All aircraft types will theoretically be permitted to operate in the broader restricted region, but only if flights conform to specific procedural criteria. Brendan Kelly, from air traffic service NATS, also warns that refusal of access is "likely" during periods of maximum demand.

"What we hope is for a proportionate approach to managing this issue," says Department for Transport aviation policy head John Parkinson. He is backed by the Civil Aviation Authority's assistant airspace policy director, Phil Roberts, who says: "We're not talking about a total shutdown."

But this has drawn a sceptical response from the Light Aircraft Association and Aircraft Owner and Pilots' Association.

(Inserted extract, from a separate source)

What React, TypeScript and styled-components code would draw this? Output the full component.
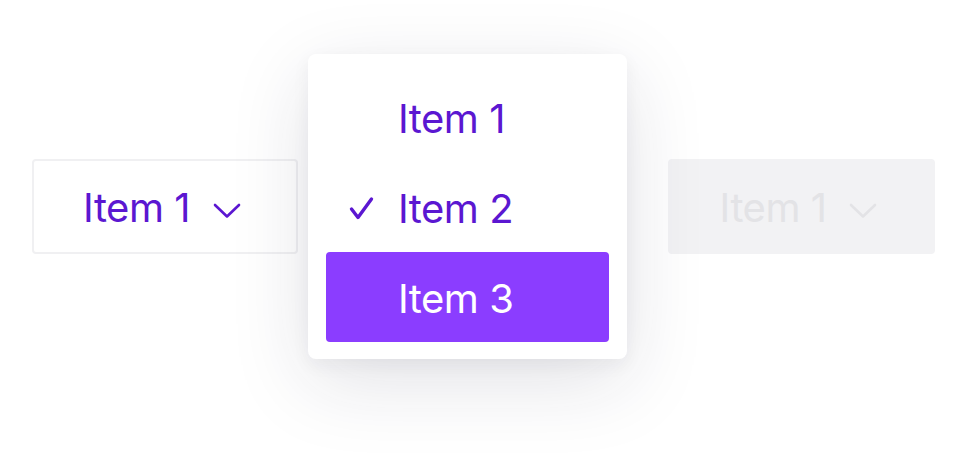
import React from "react";
import styled, {createGlobalStyle} from "styled-components";

const GlobalStyle = createGlobalStyle`
  html, body {
    margin: 0;
    padding: 0;
    background: #FFFFFF;
  }
  body {
    font-family: Inter, "Noto Sans", sans-serif;
  }
`

const items = ['Item 1', 'Item 2', 'Item 3'];

const Chevron: React.FC<{color: string}> = ({color}) => (
    <svg width="32" height="32" viewBox="0 0 32 32" fill="none">
        <path d="M4 13 L16 24.5 L28 13" stroke={color} strokeWidth="2.6" strokeLinecap="round" strokeLinejoin="round"/>
    </svg>
);

const Check: React.FC = () => (
    <svg width="32" height="32" viewBox="0 0 32 32" fill="none">
        <path d="M5.5 16 L12 24.5 L25.5 6" stroke="#5B17D1" strokeWidth="3.4" strokeLinecap="round" strokeLinejoin="round"/>
    </svg>
);

export default function App() {
    return (
        <>
            <GlobalStyle/>
            <PageStyle>
                <SelectButton>
                    <LabelStyle>Item 1</LabelStyle>
                    <Chevron color={"#5B17D1"}/>
                </SelectButton>

                <MenuStyle>
                    {items.map((item) => (
                        <MenuItemStyle key={item} active={item === 'Item 3'}>
                            <IconSlot>{item === 'Item 2' ? <Check/> : null}</IconSlot>
                            <LabelStyle>{item}</LabelStyle>
                        </MenuItemStyle>
                    ))}
                </MenuStyle>

                <SelectButton disabled>
                    <LabelStyle>Item 1</LabelStyle>
                    <Chevron color={"#E3E3E6"}/>
                </SelectButton>
            </PageStyle>
        </>
    );
}

const PageStyle = styled.div`
  display: flex;
  align-items: center;
  width: 972px;
  height: 456px;
  box-sizing: border-box;
  padding: 54px 0 97px 32px;
`

const SelectButton = styled.div<{disabled?: boolean}>`
  display: flex;
  align-items: center;
  justify-content: center;
  gap: 21px;
  box-sizing: border-box;
  width: ${p => p.disabled ? 267 : 266}px;
  height: 95px;
  margin-top: -1px;
  margin-left: ${p => p.disabled ? 41 : 0}px;
  padding: 3px 4px 0 0;
  border-radius: 4px;
  border: 2px solid ${p => p.disabled ? '#F2F2F4' : '#F0F0F2'};
  background: ${p => p.disabled ? '#F2F2F4' : '#FFFFFF'};
  color: ${p => p.disabled ? '#E3E3E6' : '#5B17D1'};
`

const LabelStyle = styled.span`
  font-size: 40px;
  font-weight: 400;
  line-height: 1;
  letter-spacing: -0.5px;
`

const MenuStyle = styled.div`
  position: relative;
  z-index: 1;
  display: flex;
  flex-direction: column;
  box-sizing: border-box;
  width: 319px;
  height: 305px;
  margin-left: 10px;
  padding: 18px 18px 17px;
  border-radius: 8px;
  background: #FFFFFF;
  box-shadow: 0 22px 80px rgba(30, 30, 60, 0.13), 0 6px 18px rgba(30, 30, 60, 0.05);
`

const MenuItemStyle = styled.div<{active?: boolean}>`
  display: flex;
  align-items: center;
  gap: 20px;
  height: 90px;
  padding: 3px 0 0 20px;
  box-sizing: border-box;
  border-radius: 4px;
  background: ${p => p.active ? '#8B3DFF' : 'transparent'};
  color: ${p => p.active ? '#FFFFFF' : '#5B17D1'};
`

const IconSlot = styled.div`
  display: flex;
  width: 32px;
  height: 32px;
`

It queries the security effectiveness of the planned limitations, and is pressing the government's team to explain why the affected area is so large, and detail the risk strategy used to draw up the plan - forcing Raine to concede that the airspace boundary is "not fixed" and that views of operators will still be taken into consideration.

"We don't want to get to the point where air access to the venues becomes an obvious vulnerable point," says Raine. But he adds: "We do not want the impact that people get, when they come to the Games, to be a security event with a bit of sport attached."